Bastian also has to account for the sometimes-turbulent political situation in the countries that he flies in. Although in the desert he’s far away from worldly concerns such as politics, he has to cross borders and cities to get to the desert. The political situation is part of the reason why he had to postpone a planned trip to Iran in the fall. Bastian is measured in his analysis of the politics he flies into. “For me personally, as a European, of course I have my own view about the political situation in these countries…but on the other hand, on my journeys I respect and accept the stuff which is happening there, and don’t judge the people on it,” he elaborates. He says that he’s met with beautiful hospitality as he travels, especially in Iran, with strangers even handing him notes of welcome while he’s driving on the road.

Bastian’s photos of the desert may show remote landscapes, but his experiences can also teach us a lot about the people that live nearby.


Capturing the World’s Most Remote Deserts In a Documentary


A herd of camels crosses the Rub al-Khali Desert in Oman. Although the desert’s name translates to “empty quarter,” some animals and even people still live in and around the desert.. © Amazing Aerial Agency / Bastian-Brusecke

Bastian is hoping to turn his years of working in Iran and Saudi Arabia into a documentary that collects his paramotor footage. He’s been working on the project since 2018. Since then, he’s taken two trips to Iran, two to Saudi Arabia, and shorter visits to Oman, the Emirates, and other neighboring countries. He travels through inhospitable landscapes by 4x4, motorbike, and of course, his trusty paramotor, all with the goal of getting the perfect shot.
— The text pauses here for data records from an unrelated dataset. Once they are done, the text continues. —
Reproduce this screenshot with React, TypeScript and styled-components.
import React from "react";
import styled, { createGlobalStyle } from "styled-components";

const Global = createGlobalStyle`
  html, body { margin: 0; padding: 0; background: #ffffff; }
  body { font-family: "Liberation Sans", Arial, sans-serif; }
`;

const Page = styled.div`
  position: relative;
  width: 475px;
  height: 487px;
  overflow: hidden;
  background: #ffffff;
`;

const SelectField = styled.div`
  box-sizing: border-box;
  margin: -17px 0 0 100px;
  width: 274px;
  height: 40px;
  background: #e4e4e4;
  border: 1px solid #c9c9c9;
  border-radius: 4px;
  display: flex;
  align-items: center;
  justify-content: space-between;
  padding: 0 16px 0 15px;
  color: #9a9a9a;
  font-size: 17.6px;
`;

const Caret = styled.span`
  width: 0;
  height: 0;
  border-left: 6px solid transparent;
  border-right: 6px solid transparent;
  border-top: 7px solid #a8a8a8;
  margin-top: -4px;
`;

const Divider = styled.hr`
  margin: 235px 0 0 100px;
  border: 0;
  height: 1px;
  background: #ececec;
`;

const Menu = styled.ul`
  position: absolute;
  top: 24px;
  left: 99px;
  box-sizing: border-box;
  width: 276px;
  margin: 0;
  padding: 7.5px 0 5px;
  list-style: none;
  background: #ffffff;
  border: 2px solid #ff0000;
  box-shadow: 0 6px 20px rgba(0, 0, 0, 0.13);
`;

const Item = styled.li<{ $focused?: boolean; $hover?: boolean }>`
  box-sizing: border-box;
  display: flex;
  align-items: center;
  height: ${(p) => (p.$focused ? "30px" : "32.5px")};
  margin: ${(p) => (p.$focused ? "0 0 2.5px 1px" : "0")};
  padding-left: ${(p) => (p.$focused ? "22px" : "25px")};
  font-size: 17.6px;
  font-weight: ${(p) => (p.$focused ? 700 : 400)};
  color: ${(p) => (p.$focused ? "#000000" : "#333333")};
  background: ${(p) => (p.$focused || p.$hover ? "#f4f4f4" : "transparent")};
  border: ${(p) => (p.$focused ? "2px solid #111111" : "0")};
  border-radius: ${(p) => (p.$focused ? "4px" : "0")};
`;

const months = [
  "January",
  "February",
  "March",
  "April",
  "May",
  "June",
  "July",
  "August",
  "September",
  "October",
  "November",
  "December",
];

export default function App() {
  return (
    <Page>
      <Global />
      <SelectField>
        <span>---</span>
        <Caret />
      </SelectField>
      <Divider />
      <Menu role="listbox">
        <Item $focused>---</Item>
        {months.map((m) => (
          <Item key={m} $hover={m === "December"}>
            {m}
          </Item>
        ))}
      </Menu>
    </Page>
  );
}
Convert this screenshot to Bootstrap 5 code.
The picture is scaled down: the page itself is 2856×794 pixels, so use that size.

“My goal with this project is to portray the landscapes and the people who live there,” Bastian explains, “Europeans often have just sand dunes in mind when talking about these places, but deserts are very versatile places.” Besides capturing the breathtaking, otherworldly landscapes, Bastian also captures footage of the people that live in or around the desert. Showing the human connection is important to him as the deserts have an important cultural significance to the people that live around there.

Bastian is planning another massive trip at the end of 2023 to round out his footage, but he’s already got an impressive collection of locations. From the caravanserais of the Dasht-e Kavir, the architecture of Yazd, and the hottest place on Earth the Dasht-e Luht in Iran, to the festivals of the Rub al Khali in Saudi Arabia and the ancient cities of the Nefud desert in Jordan, Bastian shows the richness of the desert in a way few others can see.

There have been setbacks on the way to completing this documentary, including coronavirus lockdowns, political problems, and even a broken leg. Still, Bastian hopes to complete the project by 2024. He joined Amazing Aerial in part to have a supportive community as he works on the documentary. “I feel the same passion in Amazing Aerial [that I have], just for different topics,” he explains.

We hope that Bastian will get the opportunity to showcase his documentary. It tells a valuable story, and from his paramotor, he has a perspective few others can share.